The Bossier City Council shows it remains committed to working for its own members’ interests rather than the people’s, a recent rejection of changing its meeting times confirmed, reinforcing the necessity of term limits for the body.
Republican new at-large member Chris Smith offered up a resolution to change meeting times on the first and third (and fifth if existing) Tuesdays of each month from 3 PM to 6 PM. He argued that it would bring grater citizen participation, both in meeting access and in candidacies to serve on the Council.
Opponents – the rest of the Council – responded with a weak counterargument. They asserted that in the unspecified past the panel had met at that time but with little visible improvement in attendance, backed by almost of citizen communications advocating for the change. And, they claimed, it would cost more with overtime for city employees meeting after the normal work day ended.
Note that there’s a chicken-and-egg feature to this. Opponents claims citizens aren’t involved enough so that a time change won’t activate any latent demand. But perhaps the reason why, to them at least, allegedly so few people wanted a change – even as Smith said he received numerous affirmative requests from residents of every district – was with meetings at 3 PM few had any idea altering the time was up for consideration.
In any event, times have changed and the metric of bodies in seats as a judge of interest doesn’t validly capture public engagement. Public access television viewership and, more recently, Internet streaming also provide access, and the same constraints of work or other obligations that prevent coming to City Hall at 3 PM also keep people from turning on the tube or navigating to the Council’s web page to watch then aren’t present at 6 PM.
Smith also noted that the Bossier Parish School Board holds meetings at that time to apparent public interest and approval, a fact which also moots in part the extra cost objection; Smith pointed out spending a (relatively speaking tiny) bit more for increased public access was worth it, and clearly the BPSB agrees.

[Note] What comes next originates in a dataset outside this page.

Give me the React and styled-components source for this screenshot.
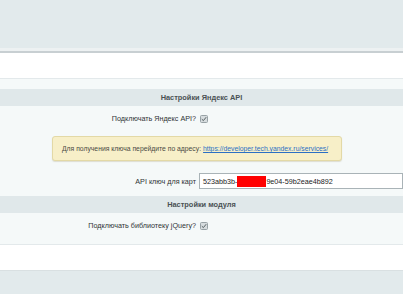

Left unsaid was the cost issue largely is fictitious. Almost all the city employees expected for business purposes to appear at meetings draw a fixed salary, not hourly wages. The only very few wage employees needed work for the Council or provide building access, and even that problem could be circumvented by flexible scheduling by giving time off such as on some Friday afternoons. Any additional costs would be incredibly trivially compared to a city budget approaching nine figures annually.
Such silly responses by councilors hide their real objection, tellingly telegraphed when none tried to counter Smith’s point that the present time discourages all but the wealthy, retirees, or those with very flexible work schedules (current elected councilors who work all essentially own their own businesses) from running for Council posts. That is, moving meetings to 6 PM opens up the field to a whole lot more challengers otherwise shut out. Every other councilor simply is trying to protect his own hide, the same reason why they haven’t instituted term limits.
That’s the next reform Smith or some other councilor should bring up. A two-term limit – with one for the mayor as well – emulating the majority of nearby local jurisdictions with plenary bodies would guarantee new blood refreshed frequently to replace the aging fossilized dinosaurs that at present comprise the council majority. And because they have plagued the Council for so long, if grandfathered in where the limit applies only starting with the 2025 term, they might actually go for it because they could serve well into receiving their Social Security benefits, if that system hasn’t emptied out by then.